Хотя я и знал заранее, что там написано, я вдумчиво читал ее, прогуливаясь по деревенской дороге. Сперва шла фраза о том, что радикалы натравливают класс на класс. Потом сообщалось, что наша империя так завидно счастлива, успехи наши так велики, все сословия в наших городах так процветают, деревни так растут, Ирландии так хорошо под нашим началом и т. п. и т. п., потому что мы, истые англосаксы, готовы трудиться плечом к плечу, невзирая на классовые различия. Только по этой причине, заверила меня газета, мы не ведаем ужасов Французской Революции. «Радикалам нетрудно потешаться над знатью, — торжественно продолжала она, — но склонные к свободолюбию политики не уделили бедным и малой части той серьезности, той неустанной самоотверженности, того христианского терпения, на которые не скупятся английские помещики. Мы совершенно уверены, что наши здравомыслящие бедняки предпочтут власть истинных джентльменов грязным пиратам от демократии».
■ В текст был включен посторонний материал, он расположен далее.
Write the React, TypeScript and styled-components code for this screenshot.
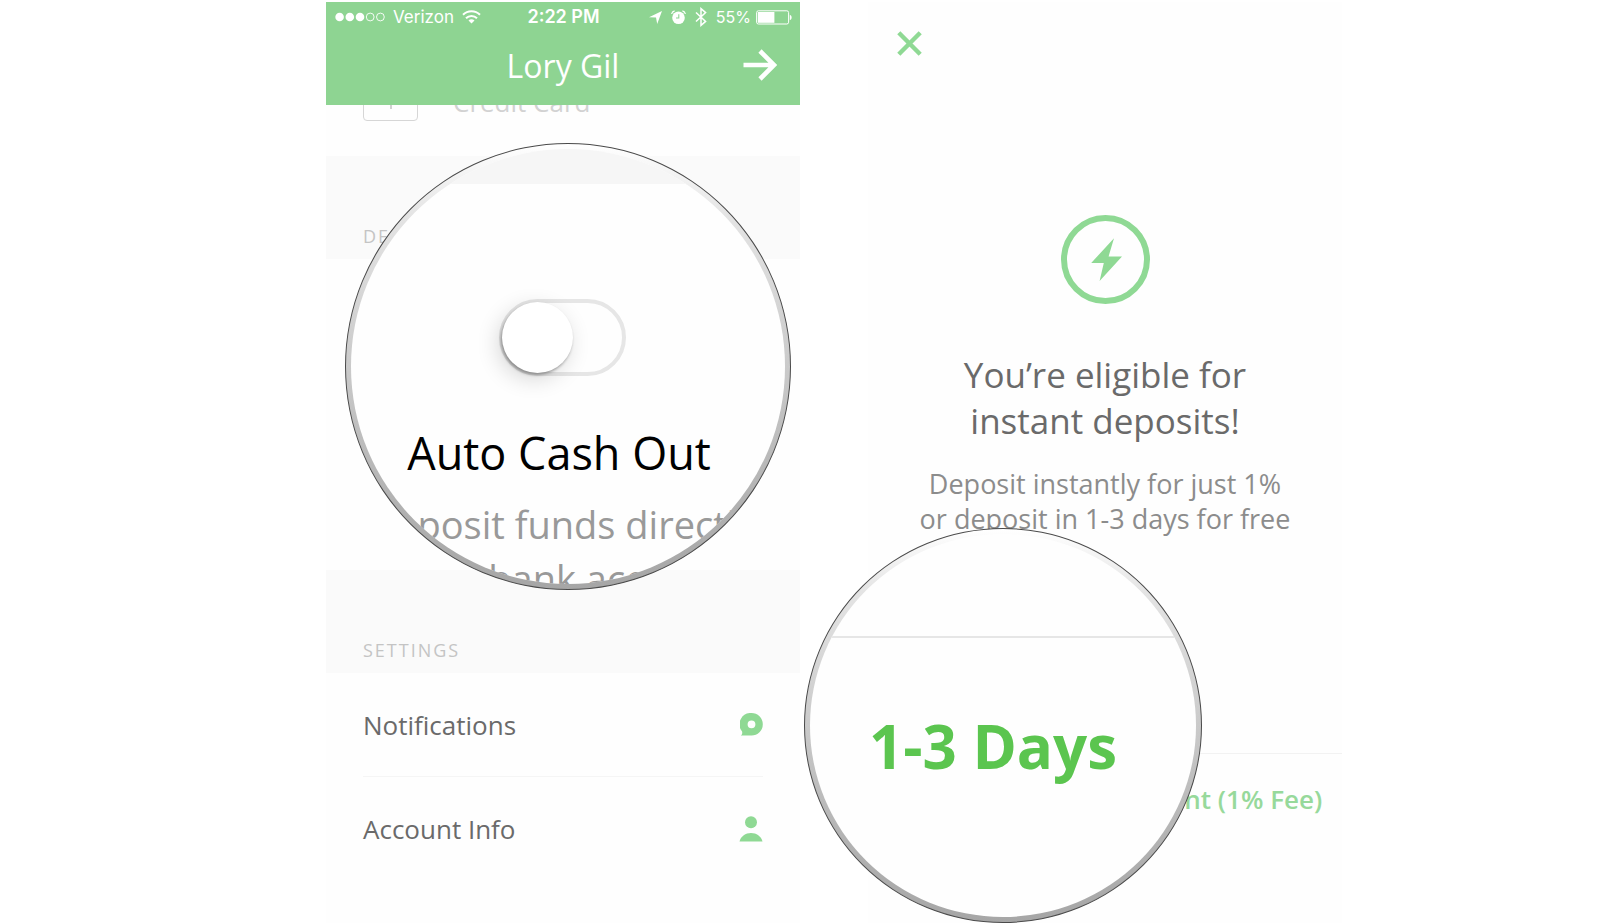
import React from 'react';
import styled, { createGlobalStyle } from 'styled-components';

const green = '#8ed492';
const iconGreen = '#8fd994';

const GlobalStyle = createGlobalStyle`
  *, *::before, *::after { box-sizing: border-box; }
  body {
    margin: 0;
    background: #fff;
    font-family: "Open Sans", "Noto Sans", sans-serif;
    color: #6a6a6a;
  }
  button, input { font: inherit; color: inherit; }
  h1, h2, h3, p { margin: 0; font-weight: 400; }
`;

const Page = styled.main`
  display: grid;
  grid-template-columns: minmax(0, 474px) minmax(0, 474px);
  justify-content: center;
  column-gap: 68px;
  min-height: 100vh;
  padding: 2px 0 0 68px;
  overflow: hidden;
`;

const Screen = styled.section`
  position: relative;
  display: flex;
  flex-direction: column;
  background: #fefefe;
`;

const Header = styled.header`
  position: relative;
  background: ${green};
  color: #fff;
`;

const StatusBar = styled.div`
  display: grid;
  grid-template-columns: 1fr auto 1fr;
  align-items: center;
  height: 30px;
  padding: 0 8px 0 9px;
  font-family: Inter, sans-serif;
  font-size: 17px;
  line-height: 24px;
`;

const StatusGroup = styled.div<{ $end?: boolean; $gap: number }>`
  display: flex;
  align-items: center;
  justify-content: ${(p) => (p.$end ? 'flex-end' : 'flex-start')};
  gap: ${(p) => p.$gap}px;
`;

const Clock = styled.span`
  font-size: 18px;
  font-weight: 600;
`;

const Percent = styled.span`
  font-size: 16px;
`;

const TitleBar = styled.div`
  display: grid;
  grid-template-columns: 1fr auto 1fr;
  align-items: center;
  height: 73px;
  padding: 0 23px 8px;
`;

const Title = styled.h1`
  grid-column: 2;
  padding-top: 2px;
  font-size: 32px;
  line-height: 44px;
`;

const IconButton = styled.button`
  display: flex;
  justify-self: end;
  align-self: flex-start;
  padding: 0;
  border: 0;
  background: none;
  cursor: pointer;
`;

const ArrowButton = styled(IconButton)`
  align-self: center;
`;

const List = styled.div`
  flex: 1;
  overflow: hidden;
`;

const CardRow = styled.div`
  display: flex;
  align-items: center;
  gap: 35px;
  height: 106px;
  margin-top: -55px;
  padding: 0 37px 3px;
  font-size: 26px;
  line-height: 36px;
  color: #d2d2d2;
`;

const CardBox = styled.span`
  display: flex;
  align-items: center;
  justify-content: center;
  width: 55px;
  height: 39px;
  border: 1px solid #d6d6d6;
  border-radius: 4px;
`;

const Band = styled.h2`
  display: flex;
  align-items: flex-end;
  height: 103px;
  padding: 0 37px 11px;
  background: #fafafa;
  font-size: 18px;
  line-height: 24px;
  letter-spacing: 2px;
  color: #c4c4c4;
`;

const DepositArea = styled.div`
  height: 311px;
`;

const Rows = styled.ul`
  margin: 0;
  padding: 0 37px;
  list-style: none;
`;

const Row = styled.li`
  & + & {
    border-top: 1px solid #f5f5f5;
  }
`;

const RowButton = styled.button`
  display: flex;
  align-items: center;
  justify-content: space-between;
  width: 100%;
  height: 103px;
  padding: 0;
  border: 0;
  background: none;
  font-size: 26px;
  line-height: 36px;
  cursor: pointer;
`;

const Lens = styled.div<{ $left: number; $top: number; $width: number; $height: number }>`
  position: absolute;
  left: ${(p) => p.$left}px;
  top: ${(p) => p.$top}px;
  width: ${(p) => p.$width}px;
  height: ${(p) => p.$height}px;
  padding: 5px;
  border: 1px solid #4a4a4a;
  border-radius: 50%;
  background: linear-gradient(#fff 0%, #e4e4e4 16%, #cacaca 50%, #b2b2b2 80%, #a6a6a6 100%);
`;

const Glass = styled.div`
  display: flex;
  flex-direction: column;
  align-items: center;
  height: 100%;
  padding-right: 12px;
  border-radius: 50%;
  overflow: hidden;
  background: #fefefe;
`;

const GlassBand = styled.div`
  flex: none;
  align-self: stretch;
  height: 35px;
  margin-right: -12px;
  background: #f6f6f6;
`;

const Switch = styled.input`
  appearance: none;
  flex: none;
  width: 127px;
  height: 77px;
  margin: 115px 0 0;
  padding: 0;
  border: 4px solid #e6e6e6;
  border-radius: 39px;
  background: #fefefe;
  cursor: pointer;

  &::before {
    content: '';
    display: block;
    width: 71px;
    height: 71px;
    margin: -1px;
    border-radius: 50%;
    background: #fff;
    box-shadow: -1px 2px 3px rgba(0, 0, 0, 0.32), -4px 6px 22px rgba(0, 0, 0, 0.16);
  }
  &:checked { background: ${green}; }
  &:checked::before { margin-left: 49px; }
`;

const SwitchLabel = styled.label`
  flex: none;
  margin: 47px 6px 0 0;
  font-size: 45px;
  line-height: 60px;
  color: #000;
`;

const SwitchHint = styled.p`
  flex: none;
  margin-top: 14px;
  font-size: 38px;
  line-height: 54px;
  text-align: center;
  white-space: nowrap;
  color: #999;
`;

const GlassRule = styled.hr`
  flex: none;
  align-self: stretch;
  height: 2px;
  margin: 102px -12px 0 0;
  border: 0;
  background: #e6e6e6;
`;

const DaysButton = styled.button`
  margin: 68px 8px 0 0;
  padding: 0;
  border: 0;
  background: none;
  font-size: 60px;
  font-weight: 700;
  line-height: 80px;
  color: #5bc54f;
  cursor: pointer;
`;

const CloseButton = styled(IconButton)`
  margin: 29px 0 0 29px;
`;

const Offer = styled.div`
  display: flex;
  flex-direction: column;
  align-items: center;
  margin-top: 159px;
  text-align: center;
`;

const OfferTitle = styled.h2`
  margin-top: 48px;
  font-size: 35px;
  line-height: 46px;
`;

const OfferText = styled.p`
  margin-top: 22px;
  font-size: 27px;
  line-height: 35px;
  color: #8c8c8c;
`;

const Actions = styled.div`
  display: flex;
  justify-content: flex-end;
  margin-top: 217px;
  border-top: 1px solid #f2f2f2;
`;

const ActionButton = styled.button`
  width: 50%;
  height: 90px;
  padding: 0 3px 0 0;
  border: 0;
  background: none;
  font-size: 26px;
  font-weight: 600;
  line-height: 36px;
  white-space: nowrap;
  color: #97d99b;
  cursor: pointer;
`;

const SignalDots = () => (
  <svg width="50" height="10" viewBox="0 0 50 10" aria-label="Signal">
    {[0, 1, 2, 3, 4].map((i) => (
      <circle
        key={i}
        cx={4.6 + i * 10.2}
        cy="5"
        r={i < 3 ? 4.3 : 3.9}
        fill={i < 3 ? '#fff' : 'none'}
        stroke="#fff"
        strokeWidth={i < 3 ? 0 : 0.9}
      />
    ))}
  </svg>
);

const Wifi = () => (
  <svg width="19" height="14" viewBox="0 0 19 14" fill="none" stroke="#fff" strokeWidth="2">
    <path d="M1 4.800a12 12 0 0 1 17 0" />
    <path d="M4 8.200a7.700 7.700 0 0 1 11 0" />
    <path d="M9.500 13.600 6.500 10.600a4.200 4.200 0 0 1 6 0z" fill="#fff" stroke="none" />
  </svg>
);

const Location = () => (
  <svg width="13" height="13" viewBox="0 0 13 13">
    <path d="M13 0 8.200 13 7 6.600 0 6.200z" fill="#fff" />
  </svg>
);

const Alarm = () => (
  <svg width="15" height="15" viewBox="0 0 15 15" fill="none">
    <circle cx="7.5" cy="7.7" r="6.3" fill="#fff" />
    <path d="M.6 4A4 4 0 0 1 3.600 .8M14.4 4A4 4 0 0 0 11.400 .8" stroke="#fff" strokeWidth="1.2" />
    <path d="M7.8 4.2v3.8H5" stroke={green} strokeWidth="1.1" />
  </svg>
);

const Bluetooth = () => (
  <svg width="12" height="20" viewBox="0 0 12 20" fill="none" stroke="#fff" strokeWidth="1.5">
    <path d="M1 5.5 10.6 14.4 6 18.4V1.6l4.6 4L1 14.5" />
  </svg>
);

const Battery = () => (
  <svg width="36" height="15" viewBox="0 0 36 15" fill="none">
    <rect x=".6" y=".8" width="32" height="13.2" rx="1.8" stroke="#fff" />
    <rect x="1.8" y="2" width="16.6" height="10.8" fill="#fff" />
    <path d="M33.8 4.8c2.4.6 2.4 4.8 0 5.4z" fill="#fff" />
  </svg>
);

const Arrow = () => (
  <svg width="34" height="32" viewBox="0 0 34 32" fill="none" stroke="#fff" strokeWidth="4.6">
    <path d="M.5 16H31M17 2l14 14-14 14" />
  </svg>
);

const Plus = () => (
  <svg width="14" height="14" viewBox="0 0 14 14" stroke="#d2d2d2" strokeWidth="2">
    <path d="M7 0v14M0 7h14" />
  </svg>
);

const Bubble = () => (
  <svg width="23" height="23" viewBox="0 0 23 23">
    <path
      fillRule="evenodd"
      fill={iconGreen}
      d="M11.5 0a11.3 11.3 0 0 1 0 22.6H.8c1.2-.9 1.7-2.1 1.3-4.1A11.3 11.3 0 0 1 11.5 0zm0 7.4a3.9 3.9 0 1 0 0 7.8 3.9 3.9 0 0 0 0-7.8z"
    />
  </svg>
);

const Person = () => (
  <svg width="24" height="26" viewBox="0 0 24 26" fill={iconGreen}>
    <circle cx="12" cy="6.3" r="6" />
    <path d="M.5 25.5C2 20 6.500 17 12 17s10 3 11.500 8.500z" />
  </svg>
);

const Cross = () => (
  <svg width="25" height="25" viewBox="0 0 25 25" stroke={iconGreen} strokeWidth="4.400">
    <path d="M1.800 1.800 23.200 23.200M23.200 1.800 1.800 23.200" />
  </svg>
);

const Bolt = () => (
  <svg width="89" height="89" viewBox="0 0 89 89" fill="none">
    <circle cx="44.500" cy="44.500" r="41.500" stroke={iconGreen} strokeWidth="6" />
    <path d="M53 23.200 30.200 48h12.600L38.600 66 61 41.400H47.600z" fill={iconGreen} />
  </svg>
);

export default function App() {
  return (
    <>
      <GlobalStyle />
      <Page>
        <Screen>
          <Header>
            <StatusBar>
              <StatusGroup $gap={8}>
                <SignalDots />
                <span>Verizon</span>
                <Wifi />
              </StatusGroup>
              <Clock>2:22 PM</Clock>
              <StatusGroup $gap={9} $end>
                <Location />
                <Alarm />
                <Bluetooth />
                <StatusGroup $gap={5}>
                  <Percent>55%</Percent>
                  <Battery />
                </StatusGroup>
              </StatusGroup>
            </StatusBar>
            <TitleBar>
              <Title>Lory Gil</Title>
              <ArrowButton type="button" aria-label="Continue">
                <Arrow />
              </ArrowButton>
            </TitleBar>
          </Header>
          <List>
            <CardRow>
              <CardBox>
                <Plus />
              </CardBox>
              <span>Credit Card</span>
            </CardRow>
            <Band>DEPOSITS</Band>
            <DepositArea />
            <Band>SETTINGS</Band>
            <Rows>
              <Row>
                <RowButton type="button">
                  Notifications
                  <Bubble />
                </RowButton>
              </Row>
              <Row>
                <RowButton type="button">
                  Account Info
                  <Person />
                </RowButton>
              </Row>
            </Rows>
          </List>
          <Lens $left={19} $top={141} $width={446} $height={447}>
            <Glass>
              <GlassBand />
              <Switch type="checkbox" id="auto-cash-out" />
              <SwitchLabel htmlFor="auto-cash-out">Auto Cash Out</SwitchLabel>
              <SwitchHint>
                Deposit funds directly
                <br />
                your bank account
              </SwitchHint>
            </Glass>
          </Lens>
        </Screen>
        <Screen>
          <CloseButton type="button" aria-label="Close">
            <Cross />
          </CloseButton>
          <Offer>
            <Bolt />
            <OfferTitle>
              You’re eligible for
              <br />
              instant deposits!
            </OfferTitle>
            <OfferText>
              Deposit instantly for just 1%
              <br />
              or deposit in 1-3 days for free
            </OfferText>
          </Offer>
          <Actions>
            <ActionButton type="button">Instant (1% Fee)</ActionButton>
          </Actions>
          <Lens $left={-64} $top={526} $width={398} $height={395}>
            <Glass>
              <GlassRule />
              <DaysButton type="button">1-3 Days</DaysButton>
            </Glass>
          </Lens>
        </Screen>
      </Page>
    </>
  );
}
Когда я прочел это, я чуть не сшиб человека. Хотя деревни наши растут, кроме него, вокруг никого не было, но дорога сильно петляла, и я чуть не налетел на него, несмотря на то что стоял он у калитки. Я попросил прощения, и, поскольку он, видимо, был склонен к беседе и даже трогательно рад ей, я швырнул газету за изгородь и начал с ним говорить. Одет он был бедно и чисто, а лицо его отличала та простонародная тонкость, которая присуща портным, часовщикам, вообще мелким ремесленникам, работающим сидя. За его спиной стояли зимние деревья, изможденные и замерзшие, как и он, но я не подумал, что образ беды, воплощенный в нем, — только отблеск призрачного леса. Он сосредоточенно смотрел вдаль, и видно было, что, если душа его еле держится в теле, связано это не только с телом, но и с душой.
Родился он в Лондоне и сохранил акцент улиц, которые я недавно покинул; он же прожил в деревне почти всю жизнь и рассказывал мне о ней в той странной, сбивчивой манере, в какой бедные люди сплетничают о своих знатных соседях. Имена повторялись как заклинание, без всяких пояснений. Особенно часто упоминал он некоего сэра Джозефа, который был здесь, по всей видимости, вездесущим божеством. Я понял, что этот сэр Джозеф — самый богатый помещик округи, и по ходу бессвязного рассказа все четче воссоздавал его неприятный облик. Собеседник мой говорил о нем очень странно, холодно и просто, как мог бы говорить ребенок о мачехе или злой няньке: почти фамильярно, но не добродушно, словно человек этот бдел над его сном и его трапезой, запрещал одно, разрешал другое, своенравно, иногда жестоко, но почти по-родственному. Я не сказал бы, что сэра Джозефа любили, но имя его, насколько я понял, не сходило с уст. Он был не столько хозяином, сколько местным божеством, всемогущей силой. Моему собеседнику, как я узнал, «пришлось туго», а сэр Джозеф ему «здорово подгадил». И в серебристо-сером облачном краю, у измученных ветром и холодом деревьев, я услышал повесть печальнее «Ромео и Джульетты».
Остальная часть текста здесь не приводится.